Auf dem Bild vorher ist schon die Figur an der rechten Seite der Apsis aufgefallen. Sie ist wie ihr Gegenstück an der linken Seite der Apsis sehr groß dargestellt und stark gekrümmt von der mit Kopf und Händen getragenen Last. Beide sind als Atlanten anzusehen und wurden als das aus dem Paradies vertriebene Stammelternpaar angesehen, allerdings nackt und in offensichtlich vorgerücktem Alter (im Gegensatz dazu wurden Adam und Eva nach dem Sündenfall stets bekleidet dargestellt).
Auch die mittlere Zone der Apsis ist noch nicht von Fabelwesen frei, denn oberhalb des (mit Schuhen versehenen!) Adams befindet sich eine verführerische Vogelsirene (in der griechischen Mythologie auch Totenengel), und oberhalb von Eva ist das männliche Pendant zur Sirene abgebildet – ein Ziegenfisch, dessen einziges langes Horn wohl die sexuelle Aggressivität darstellen soll.
Doch nun begeben sich die Bilddarstellungen schon in die eher menschlichen Sphäre, wenn auch in überhöhter Form der zwölf Apostel. Diese sind zu Paaren beiderseits des Apsisfensters (dieses diente früher als symbolischer Lichteinfall hinter dem Altar) aufgereiht, aber nicht in Art von Ikonen, sondern in lebhaftem Disput vertieft.

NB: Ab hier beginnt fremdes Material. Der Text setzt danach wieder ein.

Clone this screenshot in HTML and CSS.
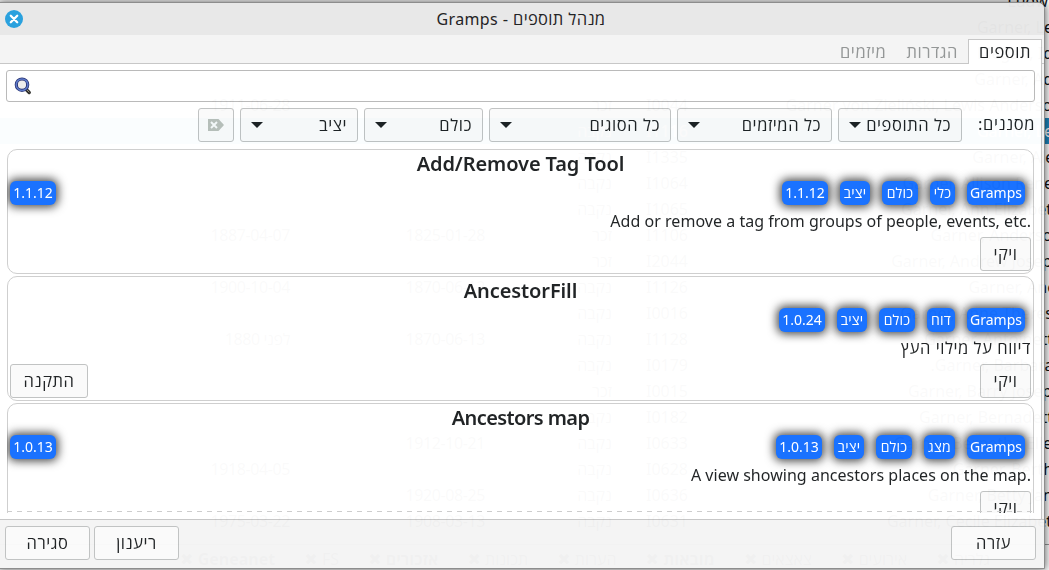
FILE: index.html
```html
<!doctype html>
<html lang="he" dir="rtl">

<head>
    <title>מנהל תוספים - Gramps</title>
    <meta charset="utf-8">
    <link rel="stylesheet" href="styles.css">
</head>

<body>
    <div class="people">
        <div class="row"><span class="name">Ludwig</span></div>
        <div class="row"><span class="name">Garner, Lee</span></div>
        <div class="row"><span class="name">Megan, Ida</span></div>
        <div class="row"><span class="name">Garner, Ada</span></div>
        <div class="row"><span class="name">Garner von Zieliński, Lewis Anderson</span><span>I0044</span><span>זכר</span><span></span><span>1911-06-28</span></div>
        <div class="row selected"><span class="name">Garner, Lee</span><span>I1116</span><span>נקבה</span></div>
        <div class="row"><span class="name">Garner, Alec</span><span>I1335</span><span>נקבה</span></div>
        <div class="row"><span class="name">Garner, Allison Renee</span><span>I1064</span><span>נקבה</span></div>
        <div class="row"><span class="name">Garner, Ann Elizabeth</span><span>I1065</span><span>נקבה</span></div>
        <div class="row"><span class="name">Garner, Anderson</span><span>I1106</span><span>זכר</span><span>1825-01-28</span><span>1887-04-07</span></div>
        <div class="row"><span class="name">Garner, Andrew Joseph</span><span>I2044</span><span>זכר</span></div>
        <div class="row"><span class="name">Garner, Anet</span><span>I1126</span><span>נקבה</span><span>1870-06-12</span><span>1900-10-04</span></div>
        <div class="row"><span class="name">Garner, Anne Therese</span><span>I0016</span><span>נקבה</span></div>
        <div class="row"><span class="name">Garner, Antoinette</span><span>I1128</span><span>נקבה</span><span>1870-06-13</span><span>לפני 1880</span></div>
        <div class="row"><span class="name">Garner, Barbara J.</span><span>I0179</span><span>נקבה</span></div>
        <div class="row"><span class="name">Garner, Barry Joseph</span><span>I0015</span><span>זכר</span></div>
        <div class="row"><span class="name">Garner, Bernadette</span><span>I0182</span><span>נקבה</span></div>
        <div class="row"><span class="name">Garner, Bernetha Ellen</span><span>I0633</span><span>נקבה</span><span>1912-10-21</span></div>
        <div class="row"><span class="name">Garner, Bertha</span><span>I0628</span><span>נקבה</span><span></span><span>1918-04-05</span></div>
        <div class="row"><span class="name">Garner, Betty Jane</span><span>I0636</span><span>נקבה</span><span>1920-08-25</span></div>
        <div class="row"><span class="name">Garner, Cecile Elizabeth</span><span>I0631</span><span>נקבה</span><span>1908-03-13</span><span>1975-03-22</span></div>
        <div class="gramplets">
            <span>גלריה ✖</span><span>אירועים ✖</span><span>צאצאים ✖</span><b>מובאות ✖</b><span>הערות ✖</span><span>תכונות ✖</span><b>אזכורים ✖</b><span>FS ✖</span><b>Geneanet ✖</b>
        </div>
    </div>

    <div class="dialog">
        <div class="titlebar">
            <span class="title">מנהל תוספים - <span class="latin">Gramps</span></span>
            <svg class="close" viewBox="0 0 18 18">
                <circle cx="9" cy="9" r="9" fill="#26a0de" />
                <path d="M5.8 5.8l6.4 6.4M12.2 5.8l-6.4 6.4" stroke="#fff" stroke-width="2.3" stroke-linecap="round" />
            </svg>
        </div>
        <div class="tabs">
            <span class="tab active">תוספים</span>
            <span class="tab">הגדרות</span>
            <span class="tab">מיזמים</span>
        </div>

        <div class="page">
            <div class="search">
                <svg width="18" height="18" viewBox="0 0 18 18">
                    <path d="M12 12.300l3.200 3.200" stroke="#2b2b28" stroke-width="3.400" stroke-linecap="round" />
                    <path d="M12.300 12.300l3 3" stroke="#96917f" stroke-width="1" />
                    <circle cx="8" cy="7.700" r="5.700" fill="#ececec" stroke="#26306f" stroke-width="3.200" />
                    <circle cx="8" cy="7.700" r="5.800" fill="none" stroke="#5b78c9" stroke-width="1.500" />
                </svg>
            </div>
            <div class="filters">
                <span class="label">מסננים:</span>
                <span class="combo all-addons">כל התוספים<i></i></span>
                <span class="combo projects">כל המיזמים<i></i></span>
                <span class="combo types">כל הסוגים<i></i></span>
                <span class="combo audience">כולם<i></i></span>
                <span class="combo status">יציב<i></i></span>
                <span class="clear">
                    <svg width="16" height="12" viewBox="0 0 16 12">
                        <path d="M0 0h10.500l5.500 6-5.500 6H0z" fill="#b9bfb9" />
                        <path d="M3 3l6 6M9 3L3 9" stroke="#f7f9f9" stroke-width="1.900" />
                    </svg>
                </span>
            </div>

            <div class="list">
                <div class="addon">
                    <h2>Add/Remove Tag Tool</h2>
                    <div class="badges">
                        <span class="badge gramps">Gramps</span>
                        <span class="badge w25">כלי</span>
                        <span class="badge w36">כולם</span>
                        <span class="badge w30">יציב</span>
                        <span class="badge ver">1.1.12</span>
                        <span class="badge ver installed">1.1.12</span>
                    </div>
                    <p class="latin" dir="ltr">Add or remove a tag from groups of people, events, etc.</p>
                    <div class="actions"><span class="btn wiki">ויקי</span></div>
                </div>
                <div class="addon">
                    <h2>AncestorFill</h2>
                    <div class="badges">
                        <span class="badge gramps">Gramps</span>
                        <span class="badge w28">דוח</span>
                        <span class="badge w36">כולם</span>
                        <span class="badge w30">יציב</span>
                        <span class="badge ver">1.0.24</span>
                    </div>
                    <p>דיווח על מילוי העץ</p>
                    <div class="actions"><span class="btn wiki">ויקי</span><span class="btn install">התקנה</span></div>
                </div>
                <div class="addon">
                    <h2 class="tight">Ancestors map</h2>
                    <div class="badges">
                        <span class="badge gramps">Gramps</span>
                        <span class="badge w31">מצג</span>
                        <span class="badge w36">כולם</span>
                        <span class="badge w30">יציב</span>
                        <span class="badge ver">1.0.13</span>
                        <span class="badge ver installed">1.0.13</span>
                    </div>
                    <p class="latin" dir="ltr">A view showing ancestors places on the map.</p>
                    <div class="actions"><span class="btn wiki">ויקי</span></div>
                </div>
                <div class="undershoot"></div>
            </div>
        </div>

        <div class="footer">
            <span class="btn">עזרה</span>
            <span class="btn refresh">ריענון</span>
            <span class="btn">סגירה</span>
        </div>
    </div>
</body>

</html>
```
FILE: styles.css
```css
* {
    box-sizing: border-box;
}

body {
    position: relative;
    width: 1049px;
    height: 570px;
    margin: 0;
    overflow: hidden;
    background: #fff;
    color: #1d2022;
    font-family: "Noto Sans", "Open Sans", "DejaVu Sans", sans-serif;
    font-size: 16px;
}

/* main window, seen through the dialog */
.people {
    position: absolute;
    top: -12px;
    left: 0;
    width: 1062px;
    color: #111;
}

.row {
    display: grid;
    grid-template-columns: 374px 76px 127px 195px 130px;
    height: 26px;
    line-height: 26px;
    white-space: nowrap;
}

.row span:nth-child(4),
.row span:nth-child(5) {
    letter-spacing: -0.4px;
}

.row.selected {
    background: #1e88c0;
    color: #fff;
}

.gramplets {
    display: flex;
    justify-content: space-between;
    margin-top: 10px;
    padding: 0 72px 0 180px;
    border-top: 1px solid #999;
    line-height: 28px;
    color: #444;
}

.dialog {
    position: absolute;
    top: 2px;
    left: -1px;
    display: flex;
    flex-direction: column;
    width: 1046px;
    height: 567px;
    border: 1px solid #8b8b8b;
    border-radius: 0 7px 0 0;
    background: #f4f4f4;
    box-shadow: 0 0 9px 1px rgba(0, 0, 0, .6);
    font-size: 16.5px;
    letter-spacing: 0.55px;
    opacity: .981;
    overflow: hidden;
}

.titlebar {
    display: flex;
    align-items: center;
    height: 32px;
    padding-left: 5px;
    background: #e8e8e8;
}

.title {
    flex: 1;
    padding-right: 25px;
    text-align: center;
    font-size: 16.5px;
    letter-spacing: 0.35px;
    line-height: 32px;
}

.title .latin {
    font-size: 16px;
}

.close {
    width: 18px;
    height: 18px;
}

.tabs {
    display: flex;
    height: 29px;
    padding: 4px 2px 0 0;
    box-shadow: inset 0 -1px #c6c6c6;
}

.tab {
    padding: 0 10px;
    line-height: 25px;
    color: #929595;
}

.tab.active {
    width: 74px;
    border: 1px solid #c6c6c6;
    border-bottom: 0;
    background: #fff;
    line-height: 23px;
    color: #1d2022;
}

.page {
    display: flex;
    flex-direction: column;
    height: 455px;
    margin-right: 2px;
    padding: 6px 6px 6px;
    border-right: 1px solid #c6c6c6;
    background: #fff;
}

.search {
    display: flex;
    justify-content: flex-end;
    align-items: center;
    height: 32px;
    flex: none;
    padding-left: 7px;
    border: 1px solid #b9b9b9;
    border-radius: 3px;
}

.filters {
    display: flex;
    gap: 6px;
    height: 34px;
    margin-top: 6px;
    flex: none;
    line-height: 32px;
}

.label {
    width: 67px;
}

.combo,
.clear,
.btn {
    border: 1px solid #c0c2c2;
    border-radius: 3px;
    background: #fafafa;
    white-space: nowrap;
}

.combo {
    display: flex;
    justify-content: space-between;
    align-items: center;
    padding: 0 10px;
}

.combo i {
    border: 6px solid transparent;
    border-top-color: #1d2022;
    border-bottom: 0;
}

.all-addons {
    width: 124px;
}

.projects {
    width: 155px;
}

.types {
    width: 182px;
}

.audience {
    width: 119px;
}

.status {
    width: 118px;
}

.clear {
    display: flex;
    justify-content: center;
    align-items: center;
    width: 36px;
}

.list {
    position: relative;
    display: flex;
    flex-direction: column;
    gap: 2px;
    flex: 1;
    margin: 7px 1px 0;
    overflow: hidden;
}

.addon {
    height: 125px;
    flex: none;
    padding: 0 2px;
    border: 1px solid #cfcfcf;
    border-radius: 10px;
}

.addon h2 {
    margin: 0;
    height: 29px;
    line-height: 28px;
    text-align: center;
    font-size: 20px;
    font-weight: 600;
    letter-spacing: -0.1px;
}

.addon h2.tight {
    letter-spacing: -0.6px;
}

.badges {
    display: flex;
    gap: 12px;
    height: 28px;
    padding: 2px 6px 2px 0;
}

.badge {
    height: 24px;
    border-radius: 6px;
    background: #1670ff;
    box-shadow: 0 0 10px 2px rgba(0, 0, 0, .75);
    color: #fff;
    text-align: center;
    font-size: 14px;
    letter-spacing: 0.2px;
    line-height: 24px;
    white-space: nowrap;
}

.gramps,
.ver {
    letter-spacing: 0;
}

.gramps {
    width: 58px;
}

.w25 {
    width: 25px;
}

.w28 {
    width: 28px;
}

.w30 {
    width: 30px;
}

.w31 {
    width: 31px;
}

.w36 {
    width: 36px;
}

.ver {
    width: 46px;
}

.installed {
    margin-right: auto;
}

.addon p {
    height: 30px;
    margin: 0;
    line-height: 28px;
    text-align: right;
}

.addon p.latin {
    font-size: 16px;
    letter-spacing: 0.03px;
}

.actions {
    display: flex;
    justify-content: space-between;
}

.btn {
    width: 85px;
    height: 34px;
    line-height: 32px;
    text-align: center;
}

.btn.wiki {
    width: 51px;
}

.btn.install {
    width: 78px;
}

.undershoot {
    position: absolute;
    right: 0;
    bottom: 1px;
    left: 0;
    height: 1px;
    background: repeating-linear-gradient(90deg, #ccc 0 5px, transparent 5px 10px);
}

.footer {
    display: flex;
    gap: 4px;
    flex: 1;
    padding: 6px 8px 0 5px;
    border-top: 1px solid #c6c6c6;
}

.refresh {
    margin-right: auto;
}
```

Die bekrönende Apsiskalotte ist der Majestät Gottes gewidmet, die alles Leben überstrahlt, dargestellt in aus byzanthinischen und frühromanischen Kirchen bekannter Art. Christus als Weltenherrscher auf dem Thron, seine gottgleiche Herrlichkeit durch die regenbogenfarbige Mandorla ausgedrückt, umgeben von den Evangelisten. Johannes der Täufer und die Gottesmutter Maria daneben sollen beim Weltengericht Fürbitte für die Menschheit leisten. Dies höchste Bildzone ist allerdings (im Gegensatz zur tiefsten) in einem eher schlechten Zustand erhalten. Eine ähnliche Darstellung findet man auch in St. Jakob in Grissian, während wir die “Bestiarien” auch in der romanischen Kapelle von San Romedio am Nonsberg gesehen haben.